Conference preparations are ongoing and the Call for Papers is included in this issue of Three-D. The theme of conference is “Evolution”, which allows for a broad depth of proposed papers. The conference organising team has been provided with an event specific email, MeCCSAPGN2019@bangor.ac.uk is used now for communication purposes. Two keynote speakers have been confirmed – Dr Melissa Kagen (Bangor University) and Dr Lukasz Szulc (University of Sheffield). Dr Melissa Kagen holds a PhD in German Studies from Stanford University, an MA in Humanities from the University of Chicago, and a BA in Literary Arts from Brown University. She works primarily on Walking Simulators, intersections between immersive performance and video games, and creative mis-play. Currently she teaches most of the game studies and game design minors in the School of Music & Media. She is also working on a monograph, All the Ways in the World: Wandering in German/Jewish Opera. Dr Lukasz Szulc is a Lecturer in Digital Media and Society in the Department of Sociological Studies at the University of Sheffield as well as a Marie Curie Individual Fellow in the Department of Media and Communications at the London School of Economics and Political Science. He is also co-chairing LGBTQ Interest Group in International Communication Association. His interests include cultural and critical studies of media, sexuality, nationalism, and transnationalism.
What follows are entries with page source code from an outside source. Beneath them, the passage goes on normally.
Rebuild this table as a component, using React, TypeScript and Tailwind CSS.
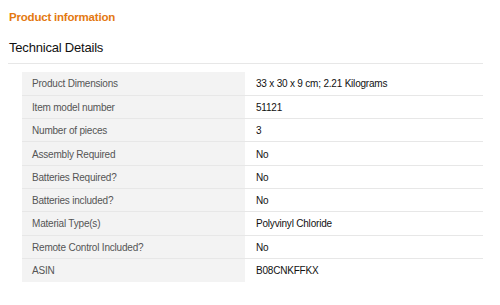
const details: [string, string][] = [
  ["Product Dimensions", "33 x 30 x 9 cm; 2.21 Kilograms"],
  ["Item model number", "51121"],
  ["Number of pieces", "3"],
  ["Assembly Required", "No"],
  ["Batteries Required?", "No"],
  ["Batteries included?", "No"],
  ["Material Type(s)", "Polyvinyl Chloride"],
  ["Remote Control Included?", "No"],
  ["ASIN", "B08CNKFFKX"],
];

export default function App() {
  return (
    <div className="h-[305px] w-[500px] bg-white font-['Liberation_Sans',Arial,sans-serif] text-[#333]">
      <h1 className="pl-[9px] pt-[9px] text-[11.5px] font-bold leading-[16px] tracking-[-0.2px] text-[#e47911]">
        Product information
      </h1>
      <h2 className="mt-[13px] pl-[9px] text-[13px] leading-[20px] tracking-[-0.2px] text-[#111]">
        Technical Details
      </h2>
      <div className="ml-[8px] mr-[17px] mt-[5px] border-t border-[#e7e7e7]" />
      <table className="ml-[22px] mt-[8px] w-[461px] border-collapse text-[10px] tracking-[-0.2px]">
        <tbody>
          {details.map(([label, value], i) => (
            <tr
              key={label}
              className={`h-[23.3px] ${i < details.length - 1 ? "border-b border-[#e7e7e7]" : ""}`}
            >
              <th className="w-[223px] bg-[#f3f3f3] pl-[10px] pt-[1px] text-left font-normal text-[#555]">
                {label}
              </th>
              <td className="pl-[11px] pt-[1px] text-[#111]">{value}</td>
            </tr>
          ))}
        </tbody>
      </table>
    </div>
  );
}
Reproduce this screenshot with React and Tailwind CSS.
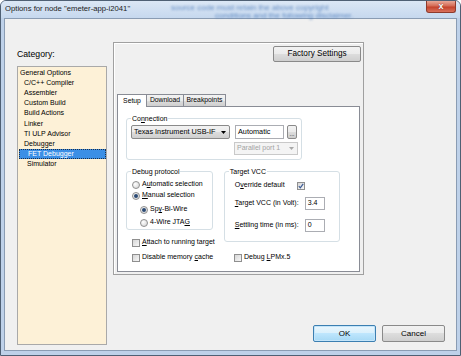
import React from 'react';

// Win7 style "Options for node" dialog

const Arrow = ({ color = '#000' }) => (
  <svg width="5" height="3" viewBox="0 0 5 3">
    <path d="M0 0h5L2.5 3z" fill={color} />
  </svg>
);

const Radio = ({ checked }) => (
  <div className="w-[8px] h-[8px] rounded-full border border-[#8f8f8f] bg-[radial-gradient(circle_at_35%_35%,#ffffff,#d0d0d0)] flex items-center justify-center shrink-0">
    {checked && <div className="w-[4px] h-[4px] rounded-full bg-[#2b4a74]" />}
  </div>
);

const Check = ({ checked }) => (
  <div className="w-[8px] h-[8px] border border-[#8f8f8f] bg-[linear-gradient(135deg,#d6d6d6,#f7f7f7)] flex items-center justify-center shrink-0">
    {checked && (
      <svg width="6" height="6" viewBox="0 0 6 6">
        <path d="M0.8 3.2 2.3 4.8 5.2 0.9" fill="none" stroke="#3a5a94" strokeWidth="1.2" />
      </svg>
    )}
  </div>
);

const Group = ({ label, className, children }) => (
  <div className={`relative border border-[#d5dfe5] rounded-[3px] ${className}`}>
    <span className="absolute -top-[5px] left-[4px] bg-white px-[1px] leading-[9px]">{label}</span>
    {children}
  </div>
);

const btn = 'bg-[linear-gradient(#f2f2f2,#ebebeb_50%,#dddddd_50%,#cfcfcf)] border border-[#8a8a8a] rounded-[2px]';

const items = [
  ['General Options', 'pl-[2px]'],
  ['C/C++ Compiler', 'pl-[6px]'],
  ['Assembler', 'pl-[6px]'],
  ['Custom Build', 'pl-[6px]'],
  ['Build Actions', 'pl-[6px]'],
  ['Linker', 'pl-[6px]'],
  ['TI ULP Advisor', 'pl-[6px]'],
  ['Debugger', 'pl-[6px]'],
  ['FET Debugger', 'pl-[9px]', true],
  ['Simulator', 'pl-[9px]'],
];

export default function App() {
  return (
    <div className="w-[461px] h-[356px] relative overflow-hidden rounded-t-[6px] border border-[#4f6074] bg-[#bed1e9] font-['Liberation_Sans',Arial,sans-serif] text-black">
      {/* title bar */}
      <div className="relative h-[17px] flex justify-between bg-[linear-gradient(#dbe7f5,#c6d8ee)]">
        <span className="absolute left-[170px] top-[1px] text-[8px] text-[#3d6fb3] blur-[1px] opacity-70 whitespace-nowrap">
          source code must retain the above copyright
        </span>
        <span className="absolute left-[214px] top-[9px] text-[8px] text-[#3d6fb3] blur-[1px] opacity-70 whitespace-nowrap">
          conditions and the following disclaimer.
        </span>
        <span className="relative pl-[4px] pt-[3px] text-[7.7px] leading-[9px] text-[#1b1b1b]">
          Options for node "emeter-app-i2041"
        </span>
        <div className="relative mr-[4px] w-[30px] h-[12px] rounded-b-[3px] border border-t-0 border-[#8e3a2c] bg-[linear-gradient(#e9a898,#d46a55_45%,#c4432c_55%,#d9715c)] flex items-center justify-center">
          <span className="text-white text-[9px] font-bold leading-none [text-shadow:0_0_1px_#5a1a10]">x</span>
        </div>
      </div>

      {/* client area */}
      <div className="mx-[3px] h-[333px] bg-[#f0f0f0] border border-[#8a9cb3] flex pl-[12px] pr-[11px]">
        {/* category column */}
        <div className="w-[90px] flex flex-col">
          <div className="mt-[30px] h-[17px] text-[8.7px] leading-[10px]">Category:</div>
          <div className="h-[279px] border border-[#a9a9a9] bg-[#fdf1d7] pt-[1px] text-[7px]">
            {items.map(([name, pad, sel]) => (
              <div
                key={name}
                className={`h-[10.1px] leading-[10px] flex items-center ${sel ? 'ml-[1px] border border-dotted border-[#1b2f4a] bg-[#3b8fe6] text-white pl-[8px]' : pad}`}
              >
                {name}
              </div>
            ))}
          </div>
        </div>

        {/* right side */}
        <div className="flex-1 ml-[6px] flex flex-col">
          <div className="mt-[23px] w-[251px] h-[233px] border border-[#a0a0a0] shadow-[inset_1px_1px_0_#ffffff] flex flex-col">
            <div className="flex justify-end pr-[2px] pt-[3px]">
              <div className={`${btn} w-[88px] h-[16px] flex items-center justify-center text-[8.2px]`}>Factory Settings</div>
            </div>

            {/* tabs */}
            <div className="mt-[31px] ml-[3px] flex items-end text-[6.8px]">
              <div className="w-[30px] h-[13px] bg-white border border-b-0 border-[#898c95] flex items-center justify-center relative top-[1px] z-10">Setup</div>
              <div className={`w-[37px] h-[12px] border border-[#898c95] border-l-0 border-b-0 bg-[linear-gradient(#f2f2f2,#ebebeb_50%,#dddddd_50%,#cfcfcf)] flex items-center justify-center`}>Download</div>
              <div className={`w-[42px] h-[12px] border border-[#898c95] border-l-0 border-b-0 bg-[linear-gradient(#f2f2f2,#ebebeb_50%,#dddddd_50%,#cfcfcf)] flex items-center justify-center`}>Breakpoints</div>
            </div>

            {/* tab page */}
            <div className="ml-[3px] w-[243px] h-[166px] bg-white border border-[#898c95] pl-[8px] pt-[11px] text-[7px]">
              <Group label={<>Co<u>n</u>nection</>} className="w-[176px] h-[42px] flex pl-[4px] pt-[6px]">
                <div className={`${btn} w-[99px] h-[14px] flex items-center justify-between pl-[2px] pr-[3px] text-[7.3px]`}>
                  <span>Texas Instrument USB-IF</span>
                  <Arrow />
                </div>
                <div className="ml-[5px] flex flex-col">
                  <div className="flex">
                    <div className="w-[49px] h-[14px] border border-[#abadb3] bg-white flex items-center pl-[2px] text-[7.3px]">Automatic</div>
                    <div className={`${btn} ml-[3px] w-[10px] h-[14px] flex items-end justify-center text-[6px] leading-[8px]`}>...</div>
                  </div>
                  <div className="-ml-[1px] mt-[3px] w-[64px] h-[13px] border border-[#c9c9c9] bg-[#f4f4f4] flex items-center justify-between pl-[2px] pr-[3px] text-[#a3a3a3]">
                    <span>Parallel port 1</span>
                    <Arrow color="#a8a8a8" />
                  </div>
                </div>
              </Group>

              <div className="flex mt-[11px]">
                <div className="flex flex-col">
                  <Group label="Debug protocol" className="w-[87px] h-[59px] flex flex-col pl-[5px] pt-[7px]">
                    <div className="h-[11px] flex items-center gap-[2px]"><Radio /><span>A<u>u</u>tomatic selection</span></div>
                    <div className="h-[11px] flex items-center gap-[2px]"><Radio checked /><span><u>M</u>anual selection</span></div>
                    <div className="h-[11px] mt-[3px] ml-[8px] flex items-center gap-[2px]"><Radio checked /><span>Sp<u>y</u>-Bi-Wire</span></div>
                    <div className="h-[11px] mt-[2px] ml-[8px] flex items-center gap-[2px]"><Radio /><span>4-Wire JTA<u>G</u></span></div>
                  </Group>
                  <div className="h-[11px] mt-[7px] ml-[6px] flex items-center gap-[2px]"><Check /><span><u>A</u>ttach to running target</span></div>
                </div>

                <Group label="Target VCC" className="ml-[9px] w-[116px] h-[71px] flex flex-col pl-[10px] pt-[8px]">
                  <div className="h-[11px] flex items-center">
                    <span className="w-[62px]">O<u>v</u>erride default</span>
                    <Check checked />
                  </div>
                  <div className="mt-[6px] h-[13px] flex items-center">
                    <span className="w-[70px]"><u>T</u>arget VCC (in Volt):</span>
                    <div className="w-[20px] h-[13px] border border-[#abadb3] bg-white flex items-center pl-[2px]">3.4</div>
                  </div>
                  <div className="mt-[9px] h-[13px] flex items-center">
                    <span className="w-[70px]"><u>S</u>ettling time (in ms):</span>
                    <div className="w-[20px] h-[13px] border border-[#abadb3] bg-white flex items-center pl-[2px]">0</div>
                  </div>
                </Group>
              </div>

              <div className="flex mt-[4px] ml-[6px] h-[11px] items-center">
                <div className="w-[102px] flex items-center gap-[2px]"><Check /><span>Disable memory <u>c</u>ache</span></div>
                <div className="flex items-center gap-[2px]"><Check /><span>Debug <u>L</u>PMx.5</span></div>
              </div>
            </div>
          </div>

          <div className="flex-1" />

          <div className="flex justify-end gap-[6px] pb-[8px] text-[8px]">
            <div className="w-[63px] h-[17px] rounded-[2px] border border-[#3c7fb1] shadow-[inset_0_0_0_1px_#c4e5fa] bg-[linear-gradient(#eaf6fd,#d9f0fc_50%,#bee6fd_50%,#a7d9f5)] flex items-center justify-center">OK</div>
            <div className={`${btn} w-[63px] h-[17px] flex items-center justify-center`}>Cancel</div>
          </div>
        </div>
      </div>
    </div>
  );
}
He has recently published the book Transnational Homosexuals in Communist Poland: Cross-Border Flows in Gay and Lesbian Magazines (2018, Palgrave) and co-edited the collection LGBTQs, Media and Culture in Europe (2017, Routledge).

MeCCSA PGN executive committee together with 2019 annual conference organizing team, including Eoin Murray, Isabel Vincent, Jordan Glendenning, Kate Stuart, look forward to welcoming you to our 16th annual conference in July 2019 and introducing you to the sights and sounds of Wales and Bangor University.